→ **SOURCE MATERIAL**:
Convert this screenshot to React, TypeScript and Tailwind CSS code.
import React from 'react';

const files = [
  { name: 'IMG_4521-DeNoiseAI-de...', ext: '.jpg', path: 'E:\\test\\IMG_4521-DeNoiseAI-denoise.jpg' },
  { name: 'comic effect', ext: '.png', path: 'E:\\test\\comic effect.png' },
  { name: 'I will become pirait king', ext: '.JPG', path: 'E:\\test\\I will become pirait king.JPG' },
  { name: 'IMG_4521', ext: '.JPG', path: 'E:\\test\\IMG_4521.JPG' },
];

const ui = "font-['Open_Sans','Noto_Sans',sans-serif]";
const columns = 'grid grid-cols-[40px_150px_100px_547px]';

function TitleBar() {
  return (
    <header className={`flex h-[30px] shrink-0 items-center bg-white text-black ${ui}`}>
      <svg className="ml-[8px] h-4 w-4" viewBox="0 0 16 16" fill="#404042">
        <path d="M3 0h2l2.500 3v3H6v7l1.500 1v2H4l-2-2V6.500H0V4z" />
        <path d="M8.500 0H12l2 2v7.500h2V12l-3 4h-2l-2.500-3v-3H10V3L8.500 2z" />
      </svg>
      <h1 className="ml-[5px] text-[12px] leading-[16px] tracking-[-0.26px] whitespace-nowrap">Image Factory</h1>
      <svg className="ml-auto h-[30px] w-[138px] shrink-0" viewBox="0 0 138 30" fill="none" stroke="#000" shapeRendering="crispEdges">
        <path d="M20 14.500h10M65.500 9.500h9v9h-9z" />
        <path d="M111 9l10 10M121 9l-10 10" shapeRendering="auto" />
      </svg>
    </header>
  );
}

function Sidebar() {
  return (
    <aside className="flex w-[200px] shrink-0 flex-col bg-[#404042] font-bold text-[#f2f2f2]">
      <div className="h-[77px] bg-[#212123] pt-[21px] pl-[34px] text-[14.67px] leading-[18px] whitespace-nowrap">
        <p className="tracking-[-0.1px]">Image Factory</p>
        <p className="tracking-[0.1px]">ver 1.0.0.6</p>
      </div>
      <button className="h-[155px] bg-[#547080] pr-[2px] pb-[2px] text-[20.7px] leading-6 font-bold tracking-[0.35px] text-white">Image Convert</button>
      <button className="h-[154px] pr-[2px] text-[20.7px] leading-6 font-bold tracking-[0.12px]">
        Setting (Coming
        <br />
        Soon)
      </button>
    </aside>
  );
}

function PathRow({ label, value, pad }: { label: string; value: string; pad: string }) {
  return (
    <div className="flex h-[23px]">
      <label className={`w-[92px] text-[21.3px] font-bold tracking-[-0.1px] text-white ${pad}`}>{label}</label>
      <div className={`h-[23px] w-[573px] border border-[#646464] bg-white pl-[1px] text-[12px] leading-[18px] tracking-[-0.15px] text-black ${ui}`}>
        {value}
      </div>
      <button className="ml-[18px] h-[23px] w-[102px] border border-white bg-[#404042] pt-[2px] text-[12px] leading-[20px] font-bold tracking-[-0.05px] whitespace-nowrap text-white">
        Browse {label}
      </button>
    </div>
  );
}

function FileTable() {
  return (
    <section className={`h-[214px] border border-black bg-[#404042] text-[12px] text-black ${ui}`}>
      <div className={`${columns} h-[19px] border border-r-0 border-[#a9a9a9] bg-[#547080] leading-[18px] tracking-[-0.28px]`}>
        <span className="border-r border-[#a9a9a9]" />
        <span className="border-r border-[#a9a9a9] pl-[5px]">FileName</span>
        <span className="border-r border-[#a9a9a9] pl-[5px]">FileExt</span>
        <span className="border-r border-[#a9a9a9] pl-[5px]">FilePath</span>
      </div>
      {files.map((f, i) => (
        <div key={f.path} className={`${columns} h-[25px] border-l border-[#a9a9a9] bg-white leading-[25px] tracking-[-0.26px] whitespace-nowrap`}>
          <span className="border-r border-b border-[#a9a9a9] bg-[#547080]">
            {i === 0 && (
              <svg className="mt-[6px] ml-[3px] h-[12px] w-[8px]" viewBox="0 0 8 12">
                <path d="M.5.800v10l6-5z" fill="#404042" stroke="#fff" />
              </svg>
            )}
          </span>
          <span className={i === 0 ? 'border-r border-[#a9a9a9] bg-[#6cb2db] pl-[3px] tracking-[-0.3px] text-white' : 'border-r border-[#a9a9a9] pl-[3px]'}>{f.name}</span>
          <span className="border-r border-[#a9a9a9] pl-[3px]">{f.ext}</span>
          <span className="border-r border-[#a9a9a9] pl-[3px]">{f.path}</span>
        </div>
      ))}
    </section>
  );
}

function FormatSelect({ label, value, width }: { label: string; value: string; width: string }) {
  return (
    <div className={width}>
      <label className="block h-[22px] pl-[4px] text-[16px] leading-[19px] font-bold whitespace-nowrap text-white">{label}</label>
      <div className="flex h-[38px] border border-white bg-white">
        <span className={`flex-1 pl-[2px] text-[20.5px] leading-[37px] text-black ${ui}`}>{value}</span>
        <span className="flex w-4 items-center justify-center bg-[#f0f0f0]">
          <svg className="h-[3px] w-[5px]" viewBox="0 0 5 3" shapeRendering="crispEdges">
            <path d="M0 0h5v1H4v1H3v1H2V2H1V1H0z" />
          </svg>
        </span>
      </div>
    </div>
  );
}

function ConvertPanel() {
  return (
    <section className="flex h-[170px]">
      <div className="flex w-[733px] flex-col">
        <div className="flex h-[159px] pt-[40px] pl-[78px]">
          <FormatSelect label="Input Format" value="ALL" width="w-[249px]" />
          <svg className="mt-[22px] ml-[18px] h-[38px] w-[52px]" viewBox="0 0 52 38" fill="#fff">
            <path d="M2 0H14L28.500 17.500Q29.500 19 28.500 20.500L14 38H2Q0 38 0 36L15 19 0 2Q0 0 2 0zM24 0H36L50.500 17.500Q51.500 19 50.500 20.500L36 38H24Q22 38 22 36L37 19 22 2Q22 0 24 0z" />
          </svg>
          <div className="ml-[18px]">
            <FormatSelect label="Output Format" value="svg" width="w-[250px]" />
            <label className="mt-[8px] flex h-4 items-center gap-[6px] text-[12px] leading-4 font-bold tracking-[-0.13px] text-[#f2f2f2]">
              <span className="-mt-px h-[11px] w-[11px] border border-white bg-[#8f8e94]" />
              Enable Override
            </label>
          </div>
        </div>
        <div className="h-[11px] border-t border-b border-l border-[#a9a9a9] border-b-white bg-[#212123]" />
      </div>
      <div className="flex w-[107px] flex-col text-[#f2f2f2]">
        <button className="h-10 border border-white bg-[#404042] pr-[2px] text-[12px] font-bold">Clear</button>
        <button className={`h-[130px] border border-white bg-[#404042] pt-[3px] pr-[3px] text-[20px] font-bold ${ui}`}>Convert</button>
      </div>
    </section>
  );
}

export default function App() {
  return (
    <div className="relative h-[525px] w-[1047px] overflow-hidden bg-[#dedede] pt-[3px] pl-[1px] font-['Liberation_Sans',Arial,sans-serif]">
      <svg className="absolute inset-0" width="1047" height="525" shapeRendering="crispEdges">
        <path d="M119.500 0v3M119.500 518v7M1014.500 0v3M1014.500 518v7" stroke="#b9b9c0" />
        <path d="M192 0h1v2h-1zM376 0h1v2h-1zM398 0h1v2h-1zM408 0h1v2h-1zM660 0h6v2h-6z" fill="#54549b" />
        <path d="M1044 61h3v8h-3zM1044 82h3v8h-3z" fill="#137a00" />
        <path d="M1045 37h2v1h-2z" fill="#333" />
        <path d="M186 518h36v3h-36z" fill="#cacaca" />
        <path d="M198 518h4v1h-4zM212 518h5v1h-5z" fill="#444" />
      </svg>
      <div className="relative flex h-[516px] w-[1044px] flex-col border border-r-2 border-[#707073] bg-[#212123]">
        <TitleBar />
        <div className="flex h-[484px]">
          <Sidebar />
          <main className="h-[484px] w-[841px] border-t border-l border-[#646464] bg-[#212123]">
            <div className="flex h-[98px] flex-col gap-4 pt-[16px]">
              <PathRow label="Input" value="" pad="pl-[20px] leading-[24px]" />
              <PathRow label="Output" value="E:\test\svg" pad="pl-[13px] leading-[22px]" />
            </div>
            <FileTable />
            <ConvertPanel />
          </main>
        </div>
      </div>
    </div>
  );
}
==
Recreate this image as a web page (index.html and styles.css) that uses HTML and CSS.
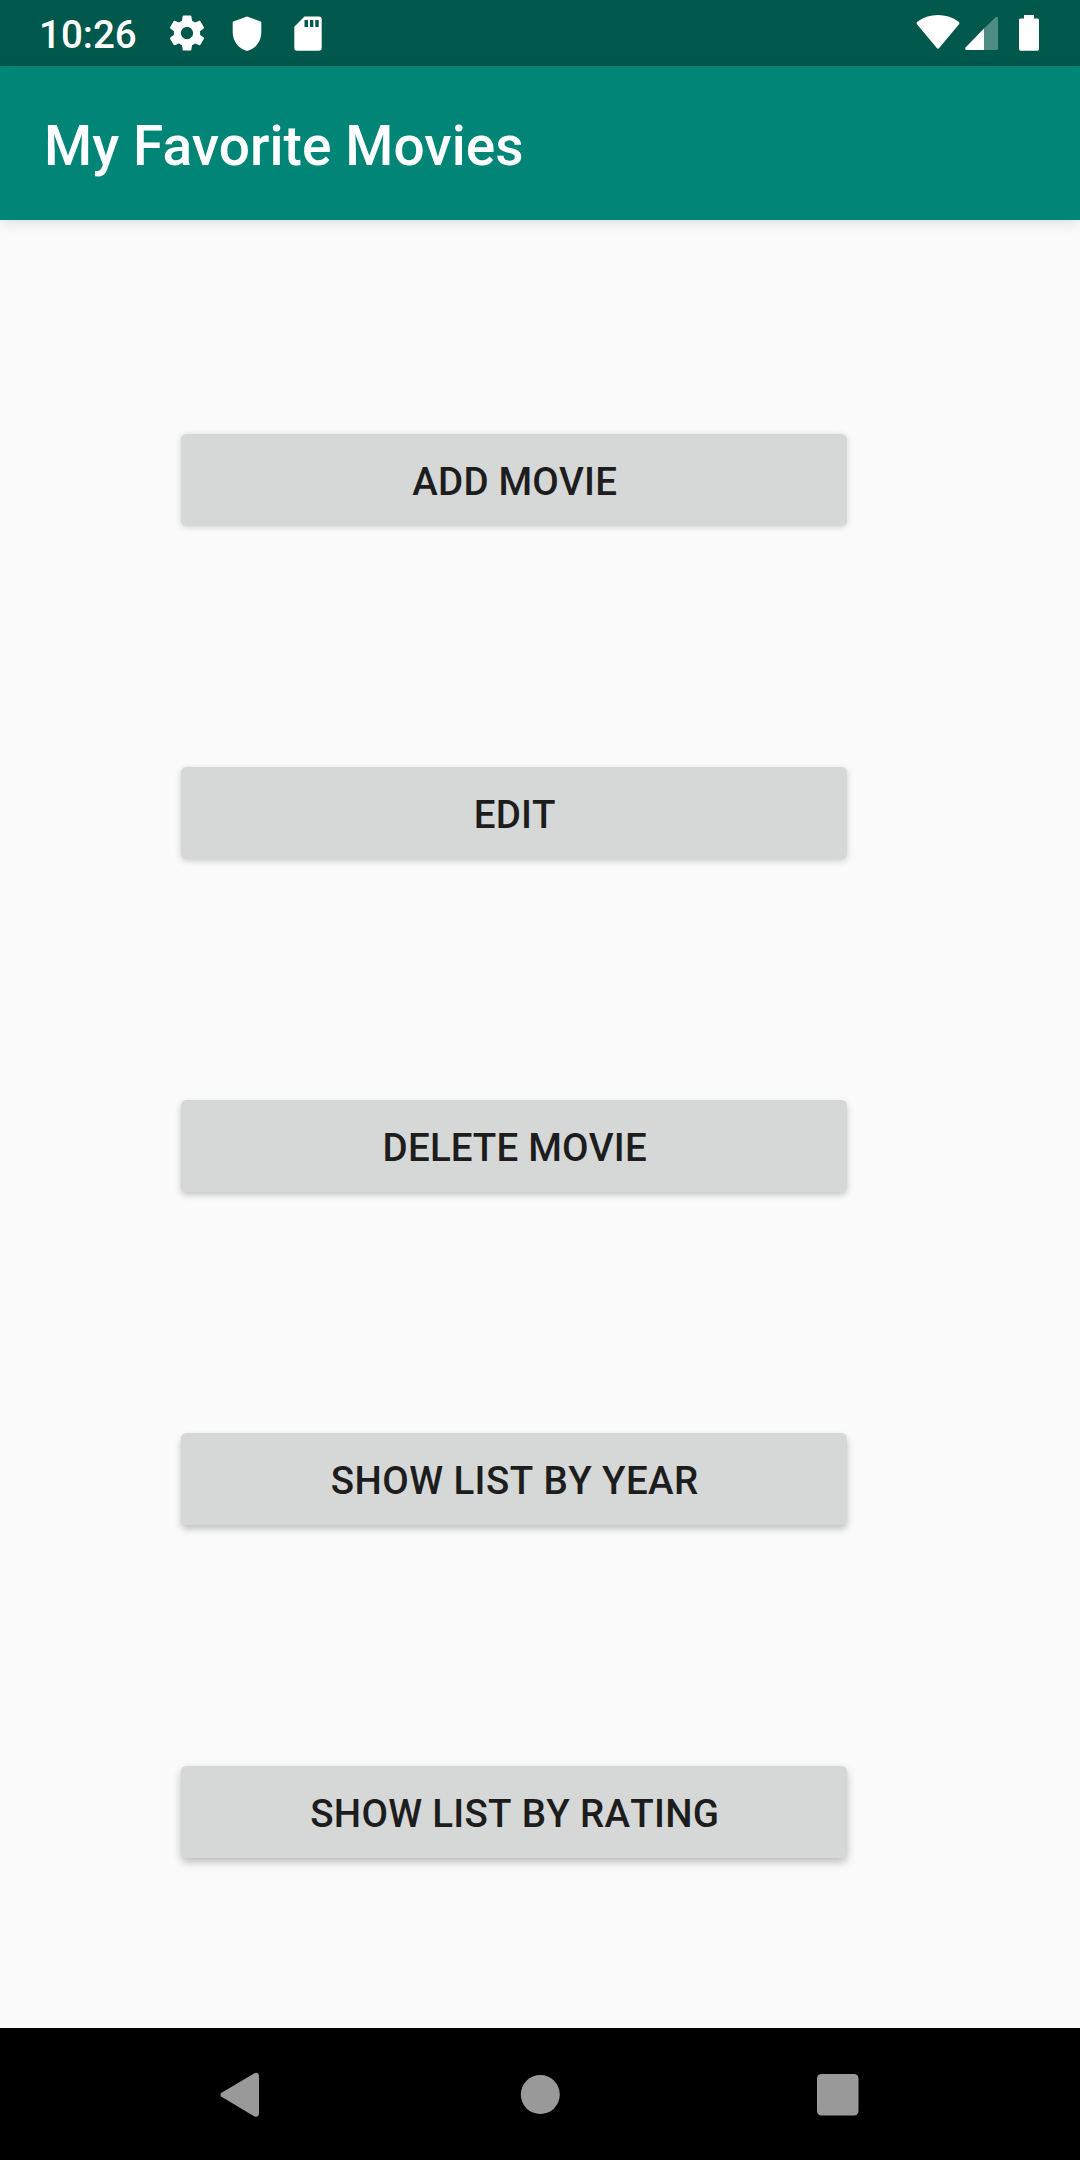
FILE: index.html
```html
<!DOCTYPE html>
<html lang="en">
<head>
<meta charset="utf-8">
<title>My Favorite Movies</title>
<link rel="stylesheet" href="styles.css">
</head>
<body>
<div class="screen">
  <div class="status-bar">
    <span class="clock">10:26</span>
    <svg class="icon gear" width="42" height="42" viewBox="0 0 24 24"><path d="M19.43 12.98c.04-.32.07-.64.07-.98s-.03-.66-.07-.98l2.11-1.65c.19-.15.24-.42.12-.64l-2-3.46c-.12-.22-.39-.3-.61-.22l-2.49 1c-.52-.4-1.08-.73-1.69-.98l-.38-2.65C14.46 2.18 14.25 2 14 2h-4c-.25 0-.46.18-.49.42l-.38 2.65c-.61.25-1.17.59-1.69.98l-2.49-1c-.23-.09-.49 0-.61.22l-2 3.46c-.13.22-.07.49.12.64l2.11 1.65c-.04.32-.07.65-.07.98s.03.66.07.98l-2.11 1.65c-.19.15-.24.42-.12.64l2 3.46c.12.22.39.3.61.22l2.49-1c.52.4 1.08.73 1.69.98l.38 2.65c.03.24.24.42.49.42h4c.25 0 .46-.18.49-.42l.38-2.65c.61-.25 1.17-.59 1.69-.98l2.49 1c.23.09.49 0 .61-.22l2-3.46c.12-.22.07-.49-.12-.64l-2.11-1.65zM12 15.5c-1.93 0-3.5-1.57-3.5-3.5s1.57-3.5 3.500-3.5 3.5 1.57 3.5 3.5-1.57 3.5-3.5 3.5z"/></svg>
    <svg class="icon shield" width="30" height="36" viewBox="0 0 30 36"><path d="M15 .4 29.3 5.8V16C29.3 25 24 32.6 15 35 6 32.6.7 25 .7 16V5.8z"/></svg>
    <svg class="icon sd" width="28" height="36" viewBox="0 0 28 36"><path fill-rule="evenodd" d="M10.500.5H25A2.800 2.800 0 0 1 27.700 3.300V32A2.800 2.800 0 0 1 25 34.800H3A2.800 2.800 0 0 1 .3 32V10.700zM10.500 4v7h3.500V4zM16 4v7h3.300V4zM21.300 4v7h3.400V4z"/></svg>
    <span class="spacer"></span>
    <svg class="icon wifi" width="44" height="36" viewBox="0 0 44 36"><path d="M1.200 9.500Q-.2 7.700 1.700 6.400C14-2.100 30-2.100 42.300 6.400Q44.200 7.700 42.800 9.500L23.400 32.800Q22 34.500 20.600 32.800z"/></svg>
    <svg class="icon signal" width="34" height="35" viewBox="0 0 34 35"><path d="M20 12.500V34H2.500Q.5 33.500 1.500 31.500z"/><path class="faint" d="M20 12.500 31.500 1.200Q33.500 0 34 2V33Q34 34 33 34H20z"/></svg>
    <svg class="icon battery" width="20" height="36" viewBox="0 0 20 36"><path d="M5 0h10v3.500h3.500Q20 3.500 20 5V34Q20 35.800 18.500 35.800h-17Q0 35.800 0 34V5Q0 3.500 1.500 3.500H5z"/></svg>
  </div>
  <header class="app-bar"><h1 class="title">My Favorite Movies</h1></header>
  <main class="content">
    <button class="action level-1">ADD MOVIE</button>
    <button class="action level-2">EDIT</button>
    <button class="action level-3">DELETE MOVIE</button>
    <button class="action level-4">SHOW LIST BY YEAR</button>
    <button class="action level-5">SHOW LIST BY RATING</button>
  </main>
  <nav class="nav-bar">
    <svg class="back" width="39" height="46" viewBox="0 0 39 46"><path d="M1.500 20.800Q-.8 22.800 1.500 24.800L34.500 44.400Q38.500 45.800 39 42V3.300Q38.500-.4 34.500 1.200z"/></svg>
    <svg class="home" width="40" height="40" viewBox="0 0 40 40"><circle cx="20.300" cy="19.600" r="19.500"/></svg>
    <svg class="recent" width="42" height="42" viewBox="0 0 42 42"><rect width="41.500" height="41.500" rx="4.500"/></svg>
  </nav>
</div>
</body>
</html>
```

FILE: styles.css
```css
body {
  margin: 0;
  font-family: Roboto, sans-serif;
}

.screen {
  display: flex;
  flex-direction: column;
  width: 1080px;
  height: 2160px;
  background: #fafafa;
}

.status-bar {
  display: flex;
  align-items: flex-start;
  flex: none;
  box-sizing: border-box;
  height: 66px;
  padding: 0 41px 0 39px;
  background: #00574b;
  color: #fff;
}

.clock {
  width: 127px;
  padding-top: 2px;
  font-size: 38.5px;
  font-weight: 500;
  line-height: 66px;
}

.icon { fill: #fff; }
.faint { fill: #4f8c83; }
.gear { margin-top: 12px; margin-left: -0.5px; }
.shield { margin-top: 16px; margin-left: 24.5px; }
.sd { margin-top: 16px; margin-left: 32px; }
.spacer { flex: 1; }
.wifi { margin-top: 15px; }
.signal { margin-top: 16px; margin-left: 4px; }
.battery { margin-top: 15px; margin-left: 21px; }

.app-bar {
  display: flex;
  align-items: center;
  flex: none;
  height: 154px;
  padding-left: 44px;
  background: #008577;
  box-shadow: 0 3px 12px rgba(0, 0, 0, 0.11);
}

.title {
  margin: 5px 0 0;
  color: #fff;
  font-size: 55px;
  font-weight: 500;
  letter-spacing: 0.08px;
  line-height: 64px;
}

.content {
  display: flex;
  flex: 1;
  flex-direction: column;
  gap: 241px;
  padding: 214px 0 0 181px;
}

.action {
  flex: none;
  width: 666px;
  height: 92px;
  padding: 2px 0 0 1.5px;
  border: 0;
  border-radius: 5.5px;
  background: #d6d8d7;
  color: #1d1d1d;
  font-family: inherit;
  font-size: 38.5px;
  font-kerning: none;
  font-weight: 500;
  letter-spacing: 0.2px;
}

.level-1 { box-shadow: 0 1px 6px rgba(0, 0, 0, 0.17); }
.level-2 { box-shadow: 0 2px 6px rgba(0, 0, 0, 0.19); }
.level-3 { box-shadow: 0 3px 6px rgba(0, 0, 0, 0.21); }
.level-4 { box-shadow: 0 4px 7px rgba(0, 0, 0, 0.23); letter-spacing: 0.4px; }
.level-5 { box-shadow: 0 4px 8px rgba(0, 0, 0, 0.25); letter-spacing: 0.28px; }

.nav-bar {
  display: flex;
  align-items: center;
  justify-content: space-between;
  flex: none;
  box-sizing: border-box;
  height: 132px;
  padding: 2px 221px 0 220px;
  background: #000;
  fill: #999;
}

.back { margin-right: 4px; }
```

→ **WHAT IS ASKED**:
Exactly the lines from the line containing "Convert this screenshot" to the line containing "import React from 'react';", both included, are to be set down; no other line belongs in the answer.

→ **WRITTEN SOLUTION**:
Convert this screenshot to React, TypeScript and Tailwind CSS code.
import React from 'react';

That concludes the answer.